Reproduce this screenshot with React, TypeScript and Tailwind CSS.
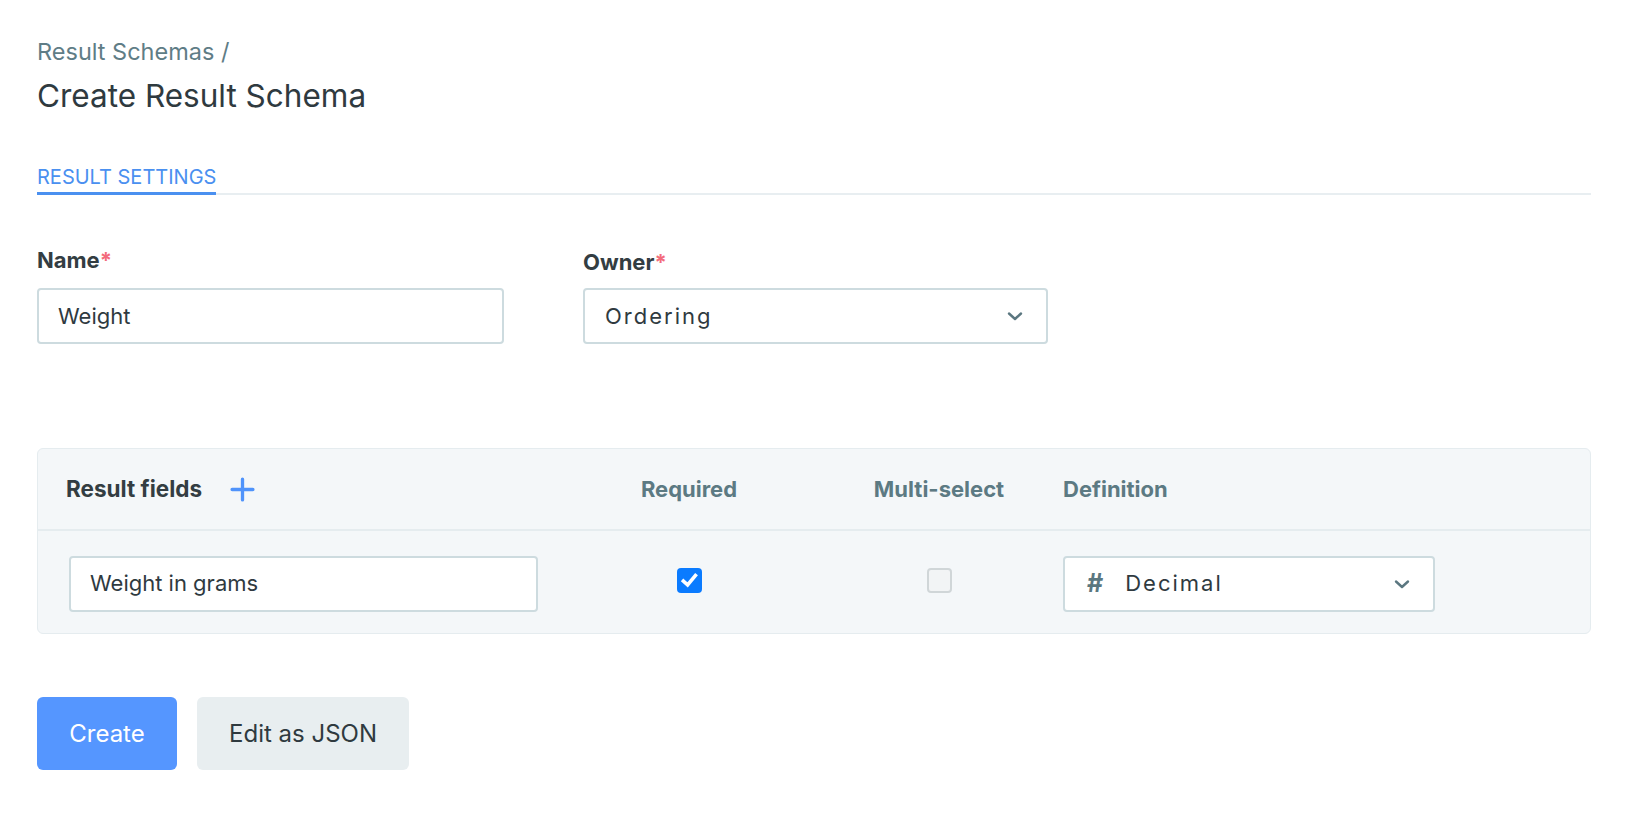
import React from "react";

function Chevron() {
  return (
    <svg width="18" height="12" viewBox="0 0 18 12" fill="none">
      <path d="M3 3.5 L9 9 L15 3.5" stroke="#5b7780" strokeWidth="2.4" strokeLinecap="round" strokeLinejoin="round" />
    </svg>
  );
}

export default function App() {
  return (
    <div className="min-h-screen bg-white pl-[37px] pr-[35px] pt-[35px] font-['Inter',sans-serif] text-[#2f3a3f]">
      <div className="text-[23.5px] leading-[34px] text-[#5f7d86]">Result Schemas /</div>
      <div className="mt-[7px] text-[31.5px] leading-[40px] text-[#2f3a3f]">Create Result Schema</div>

      <div className="mt-[48px] border-b-2 border-[#e8eef1]">
        <div className="-mb-[2px] inline-block border-b-[3px] border-[#4a90f0] pb-[2px] text-[20px] leading-[26px] text-[#4a90f0]">
          RESULT SETTINGS
        </div>
      </div>

      <div className="mt-[50px] flex gap-[79px]">
        <div className="w-[467px]">
          <div className="text-[22px] font-bold leading-[30px] text-[#333d42]">
            Name<span className="text-[#f36b7b]">*</span>
          </div>
          <div className="mt-[13px] flex h-[56px] items-center rounded-[4px] border-2 border-[#cddbdf] bg-white px-[19px] text-[22px] text-[#2f3a3f]">
            Weight
          </div>
        </div>
        <div className="w-[465px]">
          <div className="mt-[2px] text-[22px] font-bold leading-[30px] text-[#333d42]">
            Owner<span className="text-[#f36b7b]">*</span>
          </div>
          <div className="mt-[11px] flex h-[56px] items-center justify-between rounded-[4px] border-2 border-[#cddbdf] bg-white pl-[20px] pr-[22px] text-[22px] tracking-[2px] text-[#2f3a3f]">
            <span>Ordering</span>
            <Chevron />
          </div>
        </div>
      </div>

      <div className="mt-[104px] overflow-hidden rounded-[6px] border border-[#e5ecef] bg-[#f4f7f9]">
        <div className="flex h-[82px] items-center border-b-2 border-[#e5ecef] pl-[28px] text-[22px] font-bold">
          <div className="flex w-[513px] items-center text-[#333d42]">
            <span className="text-[22.5px]">Result fields</span>
            <svg className="ml-[28px]" width="25" height="25" viewBox="0 0 24 24" fill="none">
              <path d="M12 2 V22 M2 12 H22" stroke="#4f93fb" strokeWidth="3.2" strokeLinecap="round" />
            </svg>
          </div>
          <div className="w-[220px] text-center text-[#5c7a83]">Required</div>
          <div className="w-[30px]" />
          <div className="w-[220px] text-center text-[#5c7a83]">Multi-select</div>
          <div className="ml-[14px] text-[#5c7a83]">Definition</div>
        </div>
        <div className="flex h-[102px] items-center pl-[31px] pt-[3px]">
          <div className="w-[510px]">
            <div className="flex h-[56px] w-[469px] items-center rounded-[4px] border-2 border-[#cddbdf] bg-white px-[19px] text-[22px] text-[#2f3a3f]">
              Weight in grams
            </div>
          </div>
          <div className="flex w-[220px] justify-center">
            <div className="-mt-[6px] flex h-[25px] w-[25px] items-center justify-center rounded-[4px] bg-[#0a7bff]">
              <svg width="19" height="19" viewBox="0 0 18 18" fill="none">
                <path d="M3.2 9.6 L7.2 13.2 L14.6 4.2" stroke="white" strokeWidth="3.4" strokeLinecap="square" />
              </svg>
            </div>
          </div>
          <div className="w-[30px]" />
          <div className="flex w-[220px] justify-center">
            <div className="-mt-[6px] h-[25px] w-[25px] rounded-[4px] border-2 border-[#d0d6d8] bg-[#f2f4f5]" />
          </div>
          <div className="ml-[14px] flex h-[56px] w-[372px] items-center justify-between rounded-[4px] border-2 border-[#cddbdf] bg-white pl-[22px] pr-[22px]">
            <div className="flex items-center">
              <span className="text-[25px] font-bold leading-none text-[#5b7780]">#</span>
              <span className="ml-[22px] text-[22px] tracking-[2px] text-[#2f3a3f]">Decimal</span>
            </div>
            <Chevron />
          </div>
        </div>
      </div>

      <div className="mt-[63px] flex gap-[20px]">
        <button className="flex h-[73px] w-[140px] items-center justify-center rounded-[6px] bg-[#5596ff] text-[24px] text-white">
          Create
        </button>
        <button className="flex h-[73px] w-[212px] items-center justify-center rounded-[6px] bg-[#e8eef0] text-[24px] text-[#2f3a3f]">
          Edit as JSON
        </button>
      </div>
    </div>
  );
}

REQUEST: Return nothing but the lines running from the start of the data to the line with "import React from", please, both ends included and no pictures.

OUTPUT FOR THIS TASK:
Reproduce this screenshot with React, TypeScript and Tailwind CSS.
import React from "react";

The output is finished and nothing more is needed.